I think I'd like a new paragraph after "The came in silence." I think it would somehow add more gravitas to those opening sentences.

The first thing that really stopped me was "the white pierced the darkness" What is the reader supposed to be picturing here? The white what? After that I got a little lost--"sent" is more often than not a very weak word to use; in what way does the sunlight send him to the ground? And how?

"overloading of the senses as he covered his face with one hand" Sounds a little strange to me, almost as though there is a tense shift there. Also, his "senses" are overloaded and yet they came in silence? And you haven't mentioned any smell, so really is it just his sight that is overloaded rather than all his senses?

groping in the brightness of confusion A bit nitpicky, but if a tent had just disintegrated about me, I wouldn't be sticking my hand out there. What is he groping for? I think I'd just curl into a ball or something.

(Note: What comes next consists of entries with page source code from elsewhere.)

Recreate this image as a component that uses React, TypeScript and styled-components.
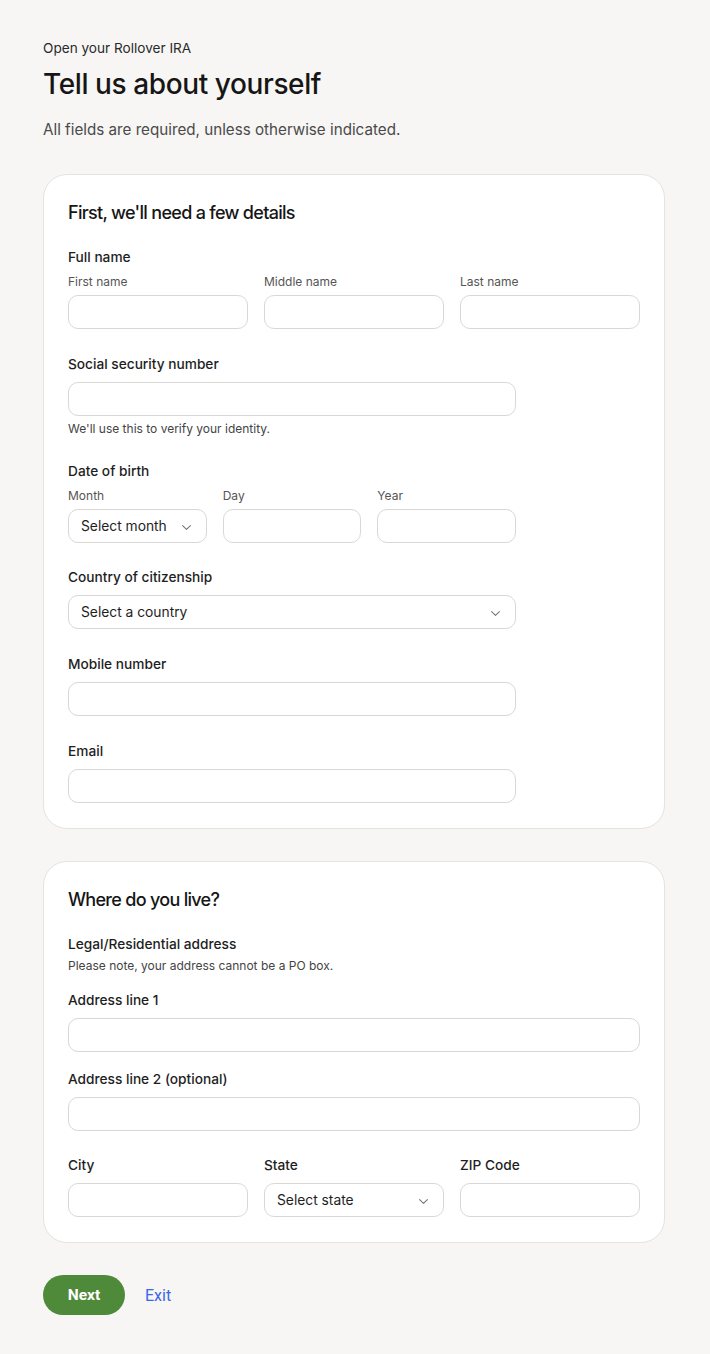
import React from "react";
import styled, { createGlobalStyle } from "styled-components";

const GlobalStyle = createGlobalStyle`
  html, body { margin: 0; padding: 0; background: #f7f6f4; }
  body { font-family: Inter, "Noto Sans", Arial, sans-serif; color: #1c1c1c; -webkit-font-smoothing: antialiased; }
  * { box-sizing: border-box; }
`;

const Page = styled.div`
  padding: 38px 45px 40px 43px;
  display: flex;
  flex-direction: column;
`;

const Eyebrow = styled.div`
  font-size: 13.6px;
  line-height: 20px;
  color: #2a2a2a;
`;

const Title = styled.h1`
  margin: 8px 0 0;
  font-size: 28px;
  line-height: 36px;
  font-weight: 500;
  letter-spacing: -0.4px;
  color: #161616;
`;

const Subtitle = styled.p`
  margin: 17px 0 0;
  font-size: 15.2px;
  line-height: 22px;
  color: #4a4a4a;
`;

const Card = styled.section<{ $top?: number }>`
  margin-top: ${(p) => p.$top ?? 32}px;
  background: #fff;
  border: 1px solid #e4e3e0;
  border-radius: 24px;
  padding: 24px 24px 25px;
`;

const CardTitle = styled.h2`
  margin: 0 0 20px;
  font-size: 18px;
  line-height: 28px;
  font-weight: 500;
  letter-spacing: -0.7px;
  color: #161616;
`;

const Field = styled.div<{ $gap?: number }>`
  display: flex;
  flex-direction: column;
  margin-top: ${(p) => p.$gap ?? 25}px;
  &:first-of-type { margin-top: 0; }
`;

const Label = styled.div<{ $mb?: number }>`
  font-size: 13.7px;
  line-height: 20px;
  font-weight: 500;
  color: #1e1e1e;
  margin-bottom: ${(p) => p.$mb ?? 8}px;
`;

const SubLabel = styled.div`
  font-size: 12px;
  line-height: 16px;
  color: #555;
  margin-bottom: 5px;
`;

const Helper = styled.div<{ $mt?: number }>`
  font-size: 12px;
  line-height: 16px;
  color: #444;
  margin-top: ${(p) => p.$mt ?? 4}px;
`;

const Row = styled.div<{ $width?: number }>`
  display: grid;
  grid-template-columns: repeat(3, 1fr);
  column-gap: 16px;
  width: ${(p) => (p.$width ? `${p.$width}px` : "100%")};
`;

const Col = styled.div`
  display: flex;
  flex-direction: column;
  min-width: 0;
`;

const Input = styled.input<{ $width?: number }>`
  height: 34px;
  width: ${(p) => (p.$width ? `${p.$width}px` : "100%")};
  border: 1px solid #d9d8d5;
  border-radius: 10px;
  background: #fff;
  padding: 0 12px;
  font: inherit;
  font-size: 14px;
  outline: none;
`;

const SelectBox = styled.div<{ $width?: number }>`
  height: 34px;
  width: ${(p) => (p.$width ? `${p.$width}px` : "100%")};
  border: 1px solid #d9d8d5;
  border-radius: 10px;
  background: #fff;
  padding: 0 15px 0 12px;
  display: flex;
  align-items: center;
  justify-content: space-between;
  font-size: 13.8px;
  color: #1e1e1e;
  svg { margin-top: 3px; }
`;

const Chevron = () => (
  <svg width="9" height="5" viewBox="0 0 9 5" fill="none">
    <path d="M0.6 0.6l3.9 3.8 3.9-3.8" stroke="#777" strokeWidth="1.1" strokeLinecap="round" strokeLinejoin="round" />
  </svg>
);

const Select = ({ text, width }: { text: string; width?: number }) => (
  <SelectBox $width={width}>
    <span>{text}</span>
    <Chevron />
  </SelectBox>
);

const Actions = styled.div`
  margin-top: 32px;
  display: flex;
  align-items: center;
  gap: 20px;
`;

const NextButton = styled.button`
  height: 40px;
  width: 82px;
  border: none;
  border-radius: 20px;
  background: #4e8a3a;
  color: #fff;
  font-family: Roboto, Arial, sans-serif;
  font-size: 15.5px;
  font-weight: 700;
  cursor: pointer;
`;

const ExitLink = styled.a`
  font-family: Roboto, Arial, sans-serif;
  font-size: 16px;
  color: #3a67e8;
  text-decoration: none;
`;

export default function App() {
  return (
    <>
      <GlobalStyle />
      <Page>
        <Eyebrow>Open your Rollover IRA</Eyebrow>
        <Title>Tell us about yourself</Title>
        <Subtitle>All fields are required, unless otherwise indicated.</Subtitle>

        <Card $top={33}>
          <CardTitle>First, we'll need a few details</CardTitle>

          <Field>
            <Label $mb={7}>Full name</Label>
            <Row>
              <Col>
                <SubLabel>First name</SubLabel>
                <Input />
              </Col>
              <Col>
                <SubLabel>Middle name</SubLabel>
                <Input />
              </Col>
              <Col>
                <SubLabel>Last name</SubLabel>
                <Input />
              </Col>
            </Row>
          </Field>

          <Field>
            <Label>Social security number</Label>
            <Input $width={448} />
            <Helper $mt={5}>We'll use this to verify your identity.</Helper>
          </Field>

          <Field $gap={24}>
            <Label $mb={7}>Date of birth</Label>
            <Row $width={448}>
              <Col>
                <SubLabel>Month</SubLabel>
                <Select text="Select month" />
              </Col>
              <Col>
                <SubLabel>Day</SubLabel>
                <Input />
              </Col>
              <Col>
                <SubLabel>Year</SubLabel>
                <Input />
              </Col>
            </Row>
          </Field>

          <Field $gap={24}>
            <Label>Country of citizenship</Label>
            <Select text="Select a country" width={448} />
          </Field>

          <Field>
            <Label>Mobile number</Label>
            <Input $width={448} />
          </Field>

          <Field>
            <Label>Email</Label>
            <Input $width={448} />
          </Field>
        </Card>

        <Card>
          <CardTitle>Where do you live?</CardTitle>

          <Field>
            <Label $mb={0}>Legal/Residential address</Label>
            <Helper>Please note, your address cannot be a PO box.</Helper>
          </Field>

          <Field $gap={16}>
            <Label>Address line 1</Label>
            <Input />
          </Field>

          <Field $gap={17}>
            <Label>Address line 2 (optional)</Label>
            <Input />
          </Field>

          <Field $gap={24}>
            <Row>
              <Col>
                <Label>City</Label>
                <Input />
              </Col>
              <Col>
                <Label>State</Label>
                <Select text="Select state" />
              </Col>
              <Col>
                <Label>ZIP Code</Label>
                <Input />
              </Col>
            </Row>
          </Field>
        </Card>

        <Actions>
          <NextButton>Next</NextButton>
          <ExitLink href="#">Exit</ExitLink>
        </Actions>
      </Page>
    </>
  );
}
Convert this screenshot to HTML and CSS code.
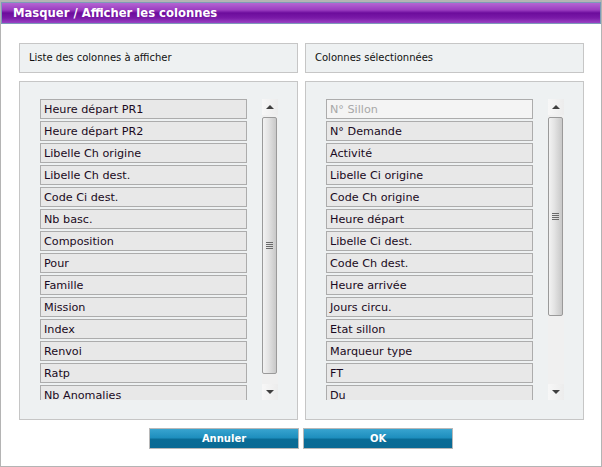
FILE: index.html
```html
<!DOCTYPE html>
<html lang="fr">
<head>
<meta charset="utf-8">
<title>Masquer / Afficher les colonnes</title>
<link rel="stylesheet" href="styles.css">
</head>
<body>
<div class="window">
  <div class="titlebar">Masquer / Afficher les colonnes</div>
  <div class="columns">
    <div class="col">
      <div class="header">Liste des colonnes à afficher</div>
      <div class="panel">
        <div class="list">
          <div class="items">
            <div class="item">Heure départ PR1</div>
            <div class="item">Heure départ PR2</div>
            <div class="item">Libelle Ch origine</div>
            <div class="item">Libelle Ch dest.</div>
            <div class="item">Code Ci dest.</div>
            <div class="item">Nb basc.</div>
            <div class="item">Composition</div>
            <div class="item">Pour</div>
            <div class="item">Famille</div>
            <div class="item">Mission</div>
            <div class="item">Index</div>
            <div class="item">Renvoi</div>
            <div class="item">Ratp</div>
            <div class="item">Nb Anomalies</div>
          </div>
          <div class="scrollbar">
            <div class="arrow up"></div>
            <div class="track">
              <div class="thumb thumb-left"><span class="grip"></span></div>
            </div>
            <div class="arrow down"></div>
          </div>
        </div>
      </div>
    </div>
    <div class="col">
      <div class="header">Colonnes sélectionnées</div>
      <div class="panel">
        <div class="list">
          <div class="items">
            <div class="item disabled">N° Sillon</div>
            <div class="item">N° Demande</div>
            <div class="item">Activité</div>
            <div class="item">Libelle Ci origine</div>
            <div class="item">Code Ch origine</div>
            <div class="item">Heure départ</div>
            <div class="item">Libelle Ci dest.</div>
            <div class="item">Code Ch dest.</div>
            <div class="item">Heure arrivée</div>
            <div class="item">Jours circu.</div>
            <div class="item">Etat sillon</div>
            <div class="item">Marqueur type</div>
            <div class="item">FT</div>
            <div class="item">Du</div>
          </div>
          <div class="scrollbar">
            <div class="arrow up"></div>
            <div class="track">
              <div class="thumb thumb-right"><span class="grip"></span></div>
            </div>
            <div class="arrow down"></div>
          </div>
        </div>
      </div>
    </div>
  </div>
  <div class="buttons">
    <button class="btn">Annuler</button>
    <button class="btn">OK</button>
  </div>
</div>
</body>
</html>
```

FILE: styles.css
```css
html, body {
  margin: 0;
  padding: 0;
  background: #ffffff;
}
body {
  font-family: "DejaVu Sans", Verdana, sans-serif;
}
.window {
  width: 602px;
  height: 467px;
  box-sizing: border-box;
  border: 1px solid #b4b4b4;
  border-top: 2px solid #b4b4b4;
  display: flex;
  flex-direction: column;
}
.titlebar {
  height: 22px;
  box-sizing: border-box;
  border: 1px solid #7c9ab8;
  background: linear-gradient(to bottom, #b466d2 0%, #9a3cc0 35%, #6c0c9c 50%, #7a1aa8 75%, #9a44c4 100%);
  color: #ffffff;
  font-weight: bold;
  font-size: 11.6px;
  line-height: 20px;
  padding-left: 11px;
}
.columns {
  display: flex;
  gap: 7px;
  padding: 19px 17px 0 18px;
}
.col {
  width: 279px;
  display: flex;
  flex-direction: column;
  gap: 8px;
}
.header {
  height: 30px;
  box-sizing: border-box;
  border: 1px solid #c6c6c6;
  background: #eef1f2;
  font-size: 10px;
  line-height: 28px;
  padding-left: 9px;
  color: #111;
}
.panel {
  height: 339px;
  box-sizing: border-box;
  border: 1px solid #c6c6c6;
  background: #eef1f2;
  padding: 17px 0 0 20px;
}
.list {
  display: flex;
  gap: 15px;
  height: 301px;
}
.items {
  width: 207px;
  height: 301px;
  overflow: hidden;
  display: flex;
  flex-direction: column;
  gap: 2px;
}
.item {
  flex: none;
  height: 20px;
  box-sizing: border-box;
  border: 1px solid #acacac;
  background: #e8e8e8;
  font-size: 11.2px;
  line-height: 19px;
  padding-left: 3px;
  color: #1a0a22;
  white-space: nowrap;
}
.item.disabled {
  background: #f4f4f4;
  color: #a8a8a8;
}
.scrollbar {
  width: 16px;
  height: 301px;
  display: flex;
  flex-direction: column;
  background: #f0f0f0;
}
.arrow {
  height: 16px;
  flex: none;
  position: relative;
  background: linear-gradient(to right, #f7f7f7, #ececec);
}
.arrow.up::after, .arrow.down::after {
  content: "";
  position: absolute;
  left: 4px;
  width: 0;
  height: 0;
  border-left: 4px solid transparent;
  border-right: 4px solid transparent;
}
.arrow.up::after {
  top: 6px;
  border-bottom: 4px solid #404040;
}
.arrow.down::after {
  top: 6px;
  border-top: 4px solid #404040;
}
.track {
  flex: 1;
  padding-top: 2px;
}
.thumb {
  box-sizing: border-box;
  width: 15px;
  border: 1px solid #9a9a9a;
  border-radius: 2px;
  background: linear-gradient(to right, #f2f2f2 0%, #e4e4e4 40%, #c8c8c8 100%);
  display: flex;
  align-items: center;
  justify-content: center;
}
.thumb-left {
  height: 257px;
}
.thumb-right {
  height: 199px;
}
.grip {
  display: block;
  width: 7px;
  height: 7px;
  background: repeating-linear-gradient(to bottom, #6a6a6a 0, #6a6a6a 1px, transparent 1px, transparent 2px);
}
.buttons {
  display: flex;
  justify-content: center;
  gap: 4px;
  padding-top: 8px;
}
.btn {
  width: 150px;
  height: 21px;
  box-sizing: border-box;
  border: 1px solid #b8b8b8;
  background: linear-gradient(to bottom, #38a4d0 0%, #1e8fbe 45%, #0a6c96 55%, #0a6a94 100%);
  color: #ffffff;
  font-family: "DejaVu Sans", Verdana, sans-serif;
  font-weight: bold;
  font-size: 10px;
  padding: 0;
  margin: 0;
}
```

and cries of his people, calling out, not sure you need that comma after "people".

Excellent last sentence

I must admit I wasn't hooked until that last sentence--it just seemed a little rushed and distant, nothing to really connect to, and I was unsure how he had lost all his senses. I think the loss of his sight worked very well, losing the other senses didn't seem to add to the story anything other than confusion.

If you don't mind waiting possibly over a week for the crit, feel free to send it over.